A woman suffered years of nightmares after her husband was shot by the IRA on her birthday in north Belfast, her son has said.
John McCready was shot in a random sectarian attack as he walked home with a friend on the Cave Hill Road on January 27, 1976, his son Martyn told the News Letter.
“As the years passed my mum, Renee, had very bad dreams – nightmares actually,” Martyn said. “They went on for three or four years, it was very hard for her.”
Martyn was an only child, and his father John had been a huge figure in his life.
He ran a construction firm building houses with his own father, and when Martyn was about five, he also became a part-time firefighter, further elevating him in his son’s eyes.
“Everything my father did, in my eyes he was brilliant.”
He went to work for his father and in 1970 John gifted Martyn a new home when he announced plans to marry his sweetheart, Doreen. Father and son put the roof on together and the couple still live in the same treasured home.
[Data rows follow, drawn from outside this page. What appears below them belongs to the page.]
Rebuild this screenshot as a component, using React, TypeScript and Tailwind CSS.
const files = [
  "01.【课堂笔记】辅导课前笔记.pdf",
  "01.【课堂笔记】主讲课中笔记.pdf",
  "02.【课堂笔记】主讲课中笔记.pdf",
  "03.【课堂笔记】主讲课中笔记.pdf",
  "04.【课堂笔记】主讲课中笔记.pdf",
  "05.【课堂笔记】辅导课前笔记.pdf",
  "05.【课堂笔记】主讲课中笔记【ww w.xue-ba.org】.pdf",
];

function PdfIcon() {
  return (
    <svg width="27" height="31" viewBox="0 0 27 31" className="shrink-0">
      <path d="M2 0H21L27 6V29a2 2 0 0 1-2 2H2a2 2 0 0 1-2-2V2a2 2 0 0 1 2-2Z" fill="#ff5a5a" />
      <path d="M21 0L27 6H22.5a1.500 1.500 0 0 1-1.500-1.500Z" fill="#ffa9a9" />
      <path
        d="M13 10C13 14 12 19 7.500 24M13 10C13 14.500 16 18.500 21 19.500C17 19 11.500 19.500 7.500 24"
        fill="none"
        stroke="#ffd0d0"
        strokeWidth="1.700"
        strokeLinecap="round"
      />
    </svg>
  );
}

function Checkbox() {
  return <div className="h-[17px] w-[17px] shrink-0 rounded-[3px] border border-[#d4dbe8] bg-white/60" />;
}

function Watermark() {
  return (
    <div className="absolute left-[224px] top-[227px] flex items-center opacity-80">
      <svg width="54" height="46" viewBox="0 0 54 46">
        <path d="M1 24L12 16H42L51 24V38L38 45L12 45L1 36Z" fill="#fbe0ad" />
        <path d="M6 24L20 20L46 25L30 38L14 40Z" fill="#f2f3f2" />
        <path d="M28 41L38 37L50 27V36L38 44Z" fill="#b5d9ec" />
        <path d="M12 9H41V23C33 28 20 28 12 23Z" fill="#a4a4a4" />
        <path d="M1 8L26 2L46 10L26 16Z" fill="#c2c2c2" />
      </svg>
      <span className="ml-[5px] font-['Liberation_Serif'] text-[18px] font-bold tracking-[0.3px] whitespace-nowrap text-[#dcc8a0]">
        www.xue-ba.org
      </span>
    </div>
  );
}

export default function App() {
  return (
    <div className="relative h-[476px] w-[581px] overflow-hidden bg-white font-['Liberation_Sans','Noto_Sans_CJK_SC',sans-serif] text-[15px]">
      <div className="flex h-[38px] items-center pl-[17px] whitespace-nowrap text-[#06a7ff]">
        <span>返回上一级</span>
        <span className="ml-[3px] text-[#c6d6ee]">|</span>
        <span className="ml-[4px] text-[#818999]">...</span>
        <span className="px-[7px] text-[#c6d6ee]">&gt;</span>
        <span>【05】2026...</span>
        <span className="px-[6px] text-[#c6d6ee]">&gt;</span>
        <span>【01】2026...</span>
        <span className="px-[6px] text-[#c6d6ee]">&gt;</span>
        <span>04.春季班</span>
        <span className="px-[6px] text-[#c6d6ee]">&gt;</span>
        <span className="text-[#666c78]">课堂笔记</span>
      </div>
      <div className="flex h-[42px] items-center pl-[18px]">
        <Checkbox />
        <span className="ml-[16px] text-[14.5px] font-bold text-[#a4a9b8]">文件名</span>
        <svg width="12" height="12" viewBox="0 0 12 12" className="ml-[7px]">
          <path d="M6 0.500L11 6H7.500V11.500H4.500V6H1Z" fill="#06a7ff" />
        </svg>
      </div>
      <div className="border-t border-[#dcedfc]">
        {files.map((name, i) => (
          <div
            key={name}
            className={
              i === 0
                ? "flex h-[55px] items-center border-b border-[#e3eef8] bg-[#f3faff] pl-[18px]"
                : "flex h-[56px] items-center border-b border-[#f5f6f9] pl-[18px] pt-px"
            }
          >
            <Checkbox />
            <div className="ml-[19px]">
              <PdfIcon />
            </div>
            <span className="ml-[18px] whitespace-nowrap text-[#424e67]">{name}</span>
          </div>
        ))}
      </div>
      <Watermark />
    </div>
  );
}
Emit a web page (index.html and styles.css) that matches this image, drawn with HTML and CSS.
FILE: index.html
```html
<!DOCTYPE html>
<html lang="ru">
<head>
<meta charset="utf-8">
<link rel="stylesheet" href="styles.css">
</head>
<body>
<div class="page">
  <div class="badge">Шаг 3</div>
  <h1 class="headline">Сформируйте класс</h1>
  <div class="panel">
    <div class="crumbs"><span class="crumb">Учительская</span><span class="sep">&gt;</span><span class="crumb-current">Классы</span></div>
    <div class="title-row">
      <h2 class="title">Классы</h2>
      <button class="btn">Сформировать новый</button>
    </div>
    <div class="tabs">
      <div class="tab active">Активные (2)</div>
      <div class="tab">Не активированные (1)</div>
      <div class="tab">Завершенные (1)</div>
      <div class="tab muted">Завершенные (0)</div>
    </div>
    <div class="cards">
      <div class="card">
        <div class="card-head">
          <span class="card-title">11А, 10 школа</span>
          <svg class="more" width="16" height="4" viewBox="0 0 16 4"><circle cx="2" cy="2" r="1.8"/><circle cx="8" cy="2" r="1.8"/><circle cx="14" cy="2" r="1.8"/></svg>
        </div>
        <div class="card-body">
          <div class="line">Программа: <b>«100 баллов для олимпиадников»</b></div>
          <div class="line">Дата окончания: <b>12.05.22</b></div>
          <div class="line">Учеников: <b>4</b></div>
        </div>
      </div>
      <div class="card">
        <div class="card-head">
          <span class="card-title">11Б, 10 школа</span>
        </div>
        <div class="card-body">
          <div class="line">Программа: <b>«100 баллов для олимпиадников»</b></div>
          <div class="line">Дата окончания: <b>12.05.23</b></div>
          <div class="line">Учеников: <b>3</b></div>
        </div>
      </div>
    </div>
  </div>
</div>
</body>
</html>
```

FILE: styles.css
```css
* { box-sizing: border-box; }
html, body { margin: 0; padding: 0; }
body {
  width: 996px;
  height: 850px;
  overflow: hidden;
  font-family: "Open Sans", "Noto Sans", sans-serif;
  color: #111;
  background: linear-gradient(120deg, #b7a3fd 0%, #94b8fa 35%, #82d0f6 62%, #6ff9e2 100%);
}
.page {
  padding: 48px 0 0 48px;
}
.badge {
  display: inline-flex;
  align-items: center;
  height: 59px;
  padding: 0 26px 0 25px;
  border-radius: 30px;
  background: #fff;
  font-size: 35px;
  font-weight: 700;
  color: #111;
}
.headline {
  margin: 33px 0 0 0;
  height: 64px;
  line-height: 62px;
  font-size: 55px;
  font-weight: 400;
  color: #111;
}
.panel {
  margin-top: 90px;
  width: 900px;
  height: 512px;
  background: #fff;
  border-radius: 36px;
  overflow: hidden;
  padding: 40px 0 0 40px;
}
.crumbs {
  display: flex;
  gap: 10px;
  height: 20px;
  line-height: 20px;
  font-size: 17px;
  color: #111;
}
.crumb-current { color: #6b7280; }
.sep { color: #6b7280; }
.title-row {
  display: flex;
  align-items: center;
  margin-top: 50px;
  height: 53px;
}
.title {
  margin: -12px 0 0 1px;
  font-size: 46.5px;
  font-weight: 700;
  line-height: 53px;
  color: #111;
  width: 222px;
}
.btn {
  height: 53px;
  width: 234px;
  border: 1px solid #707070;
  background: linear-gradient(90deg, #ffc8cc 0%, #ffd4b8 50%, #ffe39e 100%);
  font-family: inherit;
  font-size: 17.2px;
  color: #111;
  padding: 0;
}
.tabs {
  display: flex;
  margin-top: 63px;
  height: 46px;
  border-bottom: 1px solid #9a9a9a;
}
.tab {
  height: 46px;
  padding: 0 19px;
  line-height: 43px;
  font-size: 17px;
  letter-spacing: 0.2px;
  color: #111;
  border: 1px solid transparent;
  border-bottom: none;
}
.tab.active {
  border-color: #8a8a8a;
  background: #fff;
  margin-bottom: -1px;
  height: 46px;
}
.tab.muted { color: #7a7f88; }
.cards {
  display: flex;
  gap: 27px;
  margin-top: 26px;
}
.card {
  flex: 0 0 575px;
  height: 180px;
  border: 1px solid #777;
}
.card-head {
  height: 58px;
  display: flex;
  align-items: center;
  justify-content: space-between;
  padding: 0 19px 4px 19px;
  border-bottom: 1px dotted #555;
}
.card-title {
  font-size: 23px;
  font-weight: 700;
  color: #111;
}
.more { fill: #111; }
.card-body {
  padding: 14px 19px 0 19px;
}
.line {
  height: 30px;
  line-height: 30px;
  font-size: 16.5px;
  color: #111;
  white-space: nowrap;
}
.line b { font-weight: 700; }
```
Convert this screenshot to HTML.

On his mum’s birthday, January 27, 1976, Martyn enjoyed his last meal with his parents – fish and chips – with no idea what would happen later that night.
At midnight he got a phone call to say his father had been in an accident – later confirmed as a shooting.
Lying wounded on the ground, John told a UDR woman he had been walking home with his friend when a car stopped and asked where he was going. Giving his address as Westland Road identified him as a Protestant, Martyn said, and so he was shot.
“He was not in any organisation or security force, just a family man and a builder.”
They drove to the Royal Victoria Hospital and saw John before surgery.
“As he lay there his lungs were full of blood and his breathing was laboured. I could only hear him saying ‘look after your mum for me’.”
He died 10 days later, aged 56, his wife living on without him until two years ago.
Fingerprints on the number plate of the getaway car led to a 17-year-old who remained silent during police interviews. Police believed he was the IRA man responsible.
“The cost of this murder is; no husband, no father, no father-in-law, no granda, no brother, no uncle, no son ... and the killer is still free.”
Martyn saw part of the recent funeral of Sinn Fein’s Martin McGuinness, a former IRA commander.
“My own personal belief is that he had an awful lot of fingers on triggers and buttons,” he said.
To claims that he was the only person who could have led the IRA to peace, Martyn replied that “he only did so because he was tired of doing what he did”.
It is “very difficult” for people like him to put the past behind them, he said.
“It is up to the younger generation to pick up pieces and forget about what has happened over the years.”
His highest hope for the future is “people living together and forgetting about whether there will be a united Ireland or not”.